Noise is another concern for the AGV Dual. Even with the chin curtain installed there is quite a racket inside during freeway riding. Music ear buds can be drowned out, and as much as I like the company of tunes on a long ride, I’ve conceded that regular earplugs are necessary.
Overall the AGV AX-8 Dual has been an impressive helmet. It’s lightweight and I’ve yet to meet someone who doesn’t like the way it looks. It has quality liners, comfortable shell/foam design, perfectly sized visor and quality face shield. It’s also a bit noisy and vents poorly, but perhaps the most important feature of the AGV is that it’s the first “dual sport” helmet that I would actually wear comfortably in different configurations.

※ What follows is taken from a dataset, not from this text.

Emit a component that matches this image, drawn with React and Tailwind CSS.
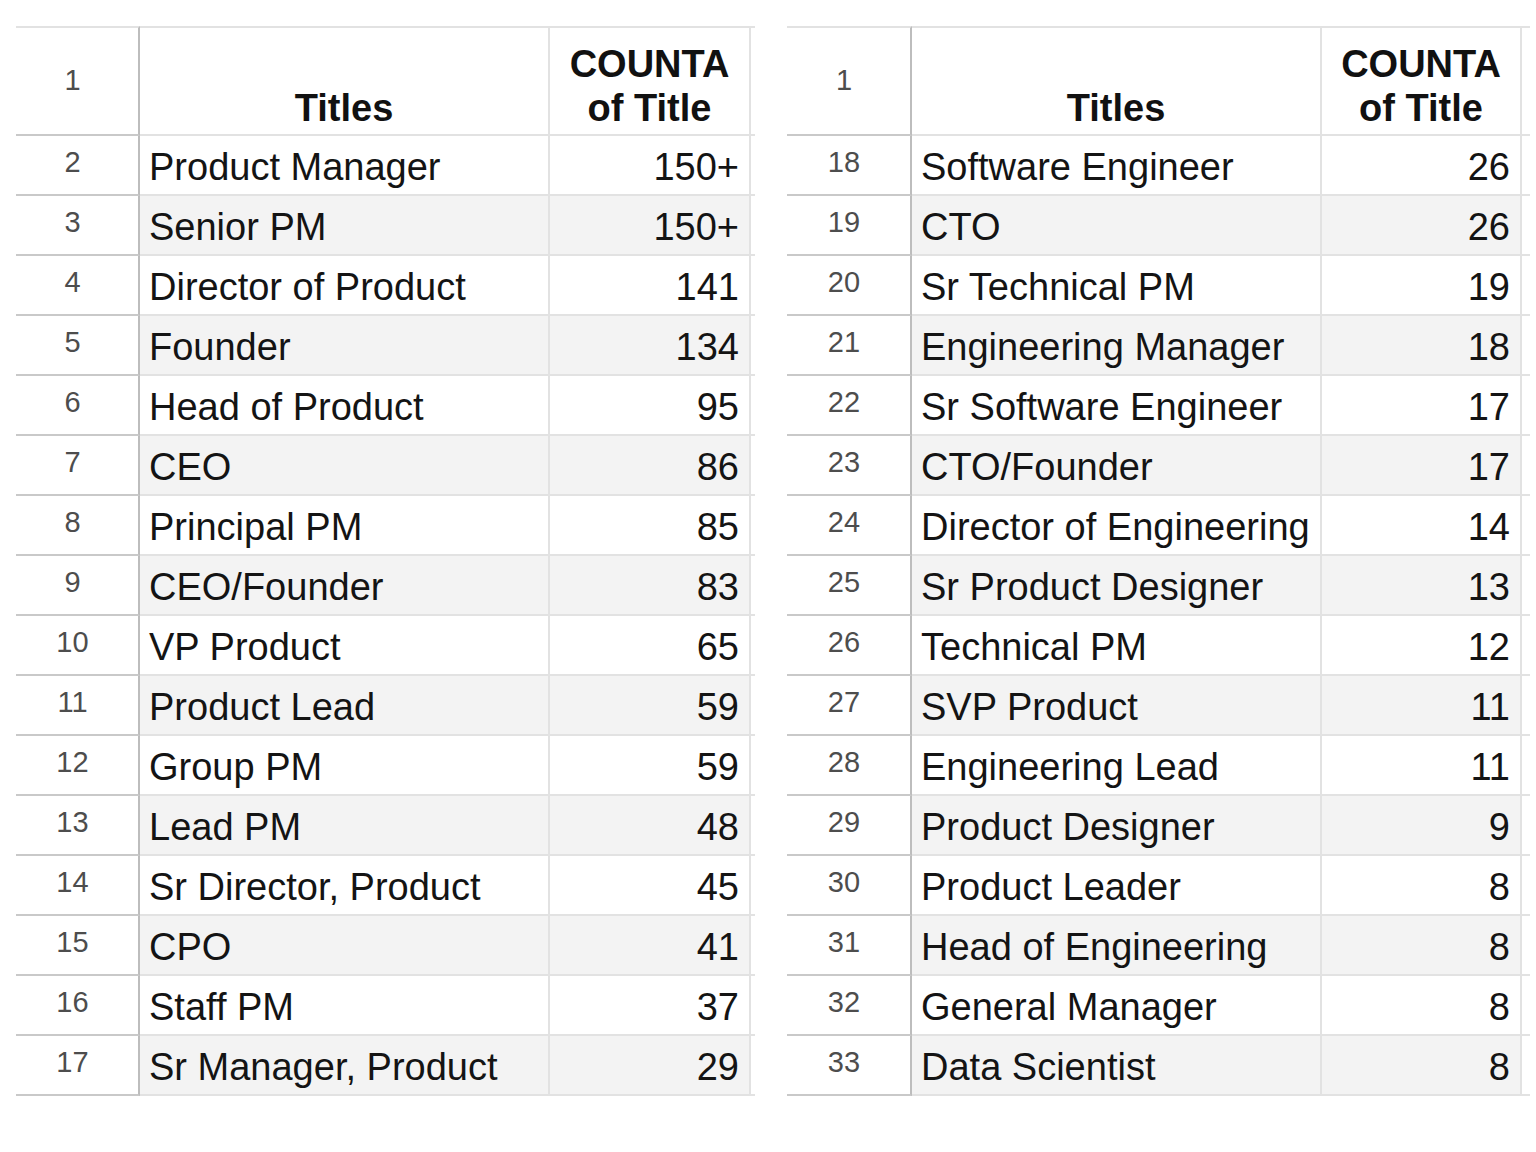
import React from "react";

const left = [
  [2, "Product Manager", "150+"],
  [3, "Senior PM", "150+"],
  [4, "Director of Product", "141"],
  [5, "Founder", "134"],
  [6, "Head of Product", "95"],
  [7, "CEO", "86"],
  [8, "Principal PM", "85"],
  [9, "CEO/Founder", "83"],
  [10, "VP Product", "65"],
  [11, "Product Lead", "59"],
  [12, "Group PM", "59"],
  [13, "Lead PM", "48"],
  [14, "Sr Director, Product", "45"],
  [15, "CPO", "41"],
  [16, "Staff PM", "37"],
  [17, "Sr Manager, Product", "29"],
];

const right = [
  [18, "Software Engineer", "26"],
  [19, "CTO", "26"],
  [20, "Sr Technical PM", "19"],
  [21, "Engineering Manager", "18"],
  [22, "Sr Software Engineer", "17"],
  [23, "CTO/Founder", "17"],
  [24, "Director of Engineering", "14"],
  [25, "Sr Product Designer", "13"],
  [26, "Technical PM", "12"],
  [27, "SVP Product", "11"],
  [28, "Engineering Lead", "11"],
  [29, "Product Designer", "9"],
  [30, "Product Leader", "8"],
  [31, "Head of Engineering", "8"],
  [32, "General Manager", "8"],
  [33, "Data Scientist", "8"],
];

const Sheet = ({ rows, numW, countW, stubW }) => (
  <div className="flex flex-col">
    {/* header row */}
    <div className="flex h-[110px]">
      <div
        className={`${numW} flex items-center justify-center pr-[9px] border-t-2 border-b-2 border-r-2 border-t-[#e2e2e2] border-b-[#c9c9c9] border-r-[#bdbdbd] text-[29px] text-[#4d4d4d]`}
      >
        1
      </div>
      <div className="w-[410px] flex items-end justify-center pb-[4px] border-t-2 border-b-2 border-r-2 border-[#e2e2e2] text-[38px] leading-[44px] font-bold text-[#111]">
        Titles
      </div>
      <div
        className={`${countW} flex flex-col items-center justify-end pb-[4px] border-t-2 border-b-2 border-r-2 border-[#e2e2e2] text-[38px] leading-[44px] font-bold text-[#111]`}
      >
        <span>COUNTA</span>
        <span>of Title</span>
      </div>
      <div className={`${stubW} border-t-2 border-b-2 border-[#e2e2e2]`}></div>
    </div>

    {rows.map(([n, title, count]) => {
      const shade = n % 2 === 1 ? "bg-[#f3f3f3]" : "bg-white";
      return (
        <div key={n} className="flex h-[60px]">
          <div
            className={`${numW} flex items-center justify-center pr-[9px] pb-[5px] border-b-2 border-r-2 border-b-[#c9c9c9] border-r-[#bdbdbd] text-[29px] text-[#4d4d4d]`}
          >
            {n}
          </div>
          <div
            className={`w-[410px] flex items-center pl-[9px] pt-[3px] border-b-2 border-r-2 border-[#e2e2e2] ${shade} text-[38px] leading-none text-[#141414] whitespace-nowrap`}
          >
            {title}
          </div>
          <div
            className={`${countW} flex items-center justify-end pr-[10px] pt-[3px] border-b-2 border-r-2 border-[#e2e2e2] ${shade} text-[38px] leading-none text-[#141414]`}
          >
            {count}
          </div>
          <div className={`${stubW} border-b-2 border-[#e2e2e2]`}></div>
        </div>
      );
    })}
  </div>
);

export default function App() {
  return (
    <div
      className="w-[1536px] h-[1152px] bg-white pt-[26px] pl-[16px] flex items-start gap-[32px]"
      style={{ fontFamily: '"Liberation Sans", Arial, sans-serif' }}
    >
      <Sheet rows={left} numW="w-[124px]" countW="w-[201px]" stubW="w-[4px]" />
      <Sheet rows={right} numW="w-[125px]" countW="w-[200px]" stubW="w-[8px]" />
    </div>
  );
}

I have not ridden the same conditions in these helmets back-to-back, but generally speaking I find the AGV superior to the Icon Variant. Personally I enjoy the Variant’s styling but many do not. The AX-8 Dual has a unique look without being over the top, fits better and has simple, effective components. I consider it pretty even with the Shoei Hornet DS. The Shoei is a more secure fit on my head shape, vents better and is quieter, but the styling is dated and the cheek pads are rough on beard stubble. Also, it cannot realistically, or easily, be used in multiple configurations. The AGV interior is more comfortable; it’s lighter, looks better and is less expensive.